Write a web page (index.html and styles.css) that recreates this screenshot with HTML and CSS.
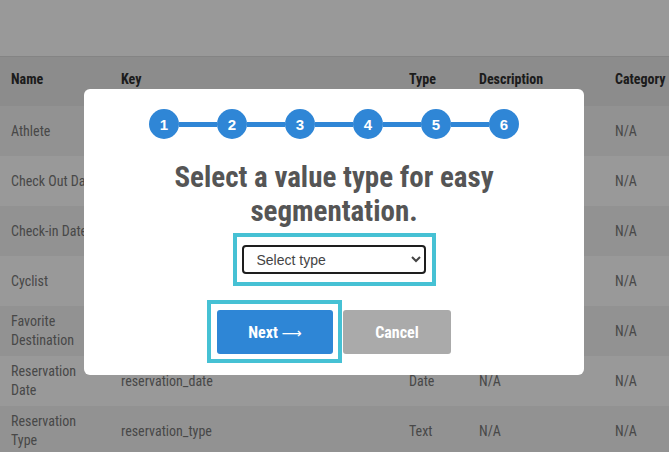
FILE: index.html
```html
<!DOCTYPE html>
<html lang="en">
<head>
<meta charset="utf-8">
<title>Attributes</title>
<link rel="stylesheet" href="styles.css">
</head>
<body>
<div class="page">
  <header class="topbar"></header>
  <table class="attrs">
    <colgroup>
      <col class="c-name"><col class="c-key"><col class="c-type"><col class="c-desc"><col class="c-cat">
    </colgroup>
    <thead>
      <tr><th>Name</th><th>Key</th><th>Type</th><th>Description</th><th>Category</th></tr>
    </thead>
    <tbody>
      <tr><td>Athlete</td><td>athlete</td><td>Boolean</td><td>N/A</td><td>N/A</td></tr>
      <tr><td>Check Out Date</td><td>check_out_date</td><td>Date</td><td>N/A</td><td>N/A</td></tr>
      <tr><td>Check-in Date</td><td>check_in_date</td><td>Date</td><td>N/A</td><td>N/A</td></tr>
      <tr><td>Cyclist</td><td>cyclist</td><td>Boolean</td><td>N/A</td><td>N/A</td></tr>
      <tr><td>Favorite Destination</td><td>favorite_destination</td><td>Text</td><td>N/A</td><td>N/A</td></tr>
      <tr><td>Reservation Date</td><td>reservation_date</td><td>Date</td><td>N/A</td><td>N/A</td></tr>
      <tr><td>Reservation Type</td><td>reservation_type</td><td>Text</td><td>N/A</td><td>N/A</td></tr>
    </tbody>
  </table>
</div>

<div class="overlay">
  <div class="modal">
    <ol class="stepper">
      <li class="step">1</li><li class="link"></li>
      <li class="step">2</li><li class="link"></li>
      <li class="step">3</li><li class="link"></li>
      <li class="step">4</li><li class="link"></li>
      <li class="step">5</li><li class="link"></li>
      <li class="step">6</li>
    </ol>
    <h2 class="title">Select a value type for easy segmentation.</h2>
    <div class="select-ring">
      <select class="type-select">
        <option>Select type</option>
        <option>Text</option>
        <option>Date</option>
        <option>Number</option>
        <option>Boolean</option>
      </select>
    </div>
    <div class="actions">
      <div class="btn-ring">
        <button class="btn btn-next">Next <span class="arrow">&#10230;</span></button>
      </div>
      <button class="btn btn-cancel">Cancel</button>
    </div>
  </div>
</div>
</body>
</html>
```
FILE: styles.css
```css
* { box-sizing: border-box; }

html, body {
  margin: 0;
  padding: 0;
  background: #ffffff;
}

body {
  font-family: "Roboto", "Liberation Sans Narrow", "Liberation Sans", sans-serif;
  font-stretch: 75%;
  font-size: 14px;
  color: #787878;
}

.topbar {
  height: 57px;
  border-bottom: 1px solid #dcdcdc;
  background: #ffffff;
}

.attrs {
  width: 100%;
  border-collapse: collapse;
  table-layout: fixed;
}

.c-name { width: 110px; }
.c-key { width: 288px; }
.c-type { width: 70px; }
.c-desc { width: 136px; }
.c-cat { width: auto; }

.attrs th,
.attrs td {
  text-align: left;
  padding: 0 8px 0 11px;
  line-height: 19px;
  vertical-align: middle;
}

.attrs th {
  height: 49px;
  padding-bottom: 4px;
  background: #e9e9e9;
  color: #303030;
  font-weight: 700;
  font-size: 14px;
}

.attrs td {
  height: 50px;
}

.attrs tbody tr:nth-child(odd) td { background: #f4f4f4; }
.attrs tbody tr:nth-child(even) td { background: #ffffff; }

.overlay {
  position: fixed;
  inset: 0;
  background: rgba(0, 0, 0, 0.4);
  display: flex;
  justify-content: flex-start;
  align-items: flex-start;
  padding: 89px 0 0 84px;
}

.modal {
  width: 500px;
  background: #ffffff;
  border-radius: 6px;
  padding: 20px 0 21px;
  display: flex;
  flex-direction: column;
  align-items: center;
}

.stepper {
  list-style: none;
  margin: 0;
  padding: 0;
  display: flex;
  align-items: center;
}

.step {
  width: 30px;
  height: 30px;
  border-radius: 50%;
  background: #2f86d6;
  color: #ffffff;
  font-family: "Liberation Sans", Arial, sans-serif;
  font-stretch: normal;
  font-weight: 700;
  font-size: 15px;
  display: flex;
  align-items: center;
  justify-content: center;
}

.link {
  width: 38px;
  height: 5px;
  background: #2f86d6;
}

.title {
  margin: 21px 0 0;
  width: 360px;
  text-align: center;
  font-size: 29px;
  line-height: 34px;
  font-weight: 700;
  color: #555555;
}

.select-ring {
  margin-top: 5px;
  border: 4px solid #46c1d4;
  padding: 8px 6px 8px 5px;
}

.type-select {
  display: block;
  width: 184px;
  height: 29px;
  border: 2px solid #1e1e1e;
  border-radius: 4px;
  background: #ffffff;
  padding: 0 0 0 9px;
  font-family: "Liberation Sans", Arial, sans-serif;
  font-stretch: normal;
  font-size: 14px;
  color: #444444;
}

.actions {
  margin-top: 24px;
  display: flex;
  align-items: flex-start;
  gap: 10px;
}

.btn-ring {
  margin: -10px -9px -9px -10px;
  border: 4px solid #46c1d4;
  padding: 6px 5px 5px 6px;
}

.btn {
  display: block;
  height: 44px;
  border: 0;
  border-radius: 3px;
  color: #ffffff;
  font-family: inherit;
  font-stretch: 75%;
  font-weight: 700;
  font-size: 16px;
  padding: 0;
}

.arrow {
  font-family: "DejaVu Sans", sans-serif;
  font-stretch: normal;
  font-weight: 400;
  font-size: 14px;
}

.btn-next {
  width: 116px;
  background: #2e86d6;
}

.btn-cancel {
  width: 108px;
  background: #aaaaaa;
}
```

-=-=-

Task >>
Copy out all the data exactly; skip the pictures.

Result >>
Write a web page (index.html and styles.css) that recreates this screenshot with HTML and CSS.
FILE: index.html
```html
<!DOCTYPE html>
<html lang="en">
<head>
<meta charset="utf-8">
<title>Attributes</title>
<link rel="stylesheet" href="styles.css">
</head>
<body>
<div class="page">
  <header class="topbar"></header>
  <table class="attrs">
    <colgroup>
      <col class="c-name"><col class="c-key"><col class="c-type"><col class="c-desc"><col class="c-cat">
    </colgroup>
    <thead>
      <tr><th>Name</th><th>Key</th><th>Type</th><th>Description</th><th>Category</th></tr>
    </thead>
    <tbody>
      <tr><td>Athlete</td><td>athlete</td><td>Boolean</td><td>N/A</td><td>N/A</td></tr>
      <tr><td>Check Out Date</td><td>check_out_date</td><td>Date</td><td>N/A</td><td>N/A</td></tr>
      <tr><td>Check-in Date</td><td>check_in_date</td><td>Date</td><td>N/A</td><td>N/A</td></tr>
      <tr><td>Cyclist</td><td>cyclist</td><td>Boolean</td><td>N/A</td><td>N/A</td></tr>
      <tr><td>Favorite Destination</td><td>favorite_destination</td><td>Text</td><td>N/A</td><td>N/A</td></tr>
      <tr><td>Reservation Date</td><td>reservation_date</td><td>Date</td><td>N/A</td><td>N/A</td></tr>
      <tr><td>Reservation Type</td><td>reservation_type</td><td>Text</td><td>N/A</td><td>N/A</td></tr>
    </tbody>
  </table>
</div>

<div class="overlay">
  <div class="modal">
    <ol class="stepper">
      <li class="step">1</li><li class="link"></li>
      <li class="step">2</li><li class="link"></li>
      <li class="step">3</li><li class="link"></li>
      <li class="step">4</li><li class="link"></li>
      <li class="step">5</li><li class="link"></li>
      <li class="step">6</li>
    </ol>
    <h2 class="title">Select a value type for easy segmentation.</h2>
    <div class="select-ring">
      <select class="type-select">
        <option>Select type</option>
        <option>Text</option>
        <option>Date</option>
        <option>Number</option>
        <option>Boolean</option>
      </select>
    </div>
    <div class="actions">
      <div class="btn-ring">
        <button class="btn btn-next">Next <span class="arrow">&#10230;</span></button>
      </div>
      <button class="btn btn-cancel">Cancel</button>
    </div>
  </div>
</div>
</body>
</html>
```
FILE: styles.css
```css
* { box-sizing: border-box; }

html, body {
  margin: 0;
  padding: 0;
  background: #ffffff;
}

body {
  font-family: "Roboto", "Liberation Sans Narrow", "Liberation Sans", sans-serif;
  font-stretch: 75%;
  font-size: 14px;
  color: #787878;
}

.topbar {
  height: 57px;
  border-bottom: 1px solid #dcdcdc;
  background: #ffffff;
}

.attrs {
  width: 100%;
  border-collapse: collapse;
  table-layout: fixed;
}

.c-name { width: 110px; }
.c-key { width: 288px; }
.c-type { width: 70px; }
.c-desc { width: 136px; }
.c-cat { width: auto; }

.attrs th,
.attrs td {
  text-align: left;
  padding: 0 8px 0 11px;
  line-height: 19px;
  vertical-align: middle;
}

.attrs th {
  height: 49px;
  padding-bottom: 4px;
  background: #e9e9e9;
  color: #303030;
  font-weight: 700;
  font-size: 14px;
}

.attrs td {
  height: 50px;
}

.attrs tbody tr:nth-child(odd) td { background: #f4f4f4; }
.attrs tbody tr:nth-child(even) td { background: #ffffff; }

.overlay {
  position: fixed;
  inset: 0;
  background: rgba(0, 0, 0, 0.4);
  display: flex;
  justify-content: flex-start;
  align-items: flex-start;
  padding: 89px 0 0 84px;
}

.modal {
  width: 500px;
  background: #ffffff;
  border-radius: 6px;
  padding: 20px 0 21px;
  display: flex;
  flex-direction: column;
  align-items: center;
}

.stepper {
  list-style: none;
  margin: 0;
  padding: 0;
  display: flex;
  align-items: center;
}

.step {
  width: 30px;
  height: 30px;
  border-radius: 50%;
  background: #2f86d6;
  color: #ffffff;
  font-family: "Liberation Sans", Arial, sans-serif;
  font-stretch: normal;
  font-weight: 700;
  font-size: 15px;
  display: flex;
  align-items: center;
  justify-content: center;
}

.link {
  width: 38px;
  height: 5px;
  background: #2f86d6;
}

.title {
  margin: 21px 0 0;
  width: 360px;
  text-align: center;
  font-size: 29px;
  line-height: 34px;
  font-weight: 700;
  color: #555555;
}

.select-ring {
  margin-top: 5px;
  border: 4px solid #46c1d4;
  padding: 8px 6px 8px 5px;
}

.type-select {
  display: block;
  width: 184px;
  height: 29px;
  border: 2px solid #1e1e1e;
  border-radius: 4px;
  background: #ffffff;
  padding: 0 0 0 9px;
  font-family: "Liberation Sans", Arial, sans-serif;
  font-stretch: normal;
  font-size: 14px;
  color: #444444;
}

.actions {
  margin-top: 24px;
  display: flex;
  align-items: flex-start;
  gap: 10px;
}

.btn-ring {
  margin: -10px -9px -9px -10px;
  border: 4px solid #46c1d4;
  padding: 6px 5px 5px 6px;
}

.btn {
  display: block;
  height: 44px;
  border: 0;
  border-radius: 3px;
  color: #ffffff;
  font-family: inherit;
  font-stretch: 75%;
  font-weight: 700;
  font-size: 16px;
  padding: 0;
}

.arrow {
  font-family: "DejaVu Sans", sans-serif;
  font-stretch: normal;
  font-weight: 400;
  font-size: 14px;
}

.btn-next {
  width: 116px;
  background: #2e86d6;
}

.btn-cancel {
  width: 108px;
  background: #aaaaaa;
}
```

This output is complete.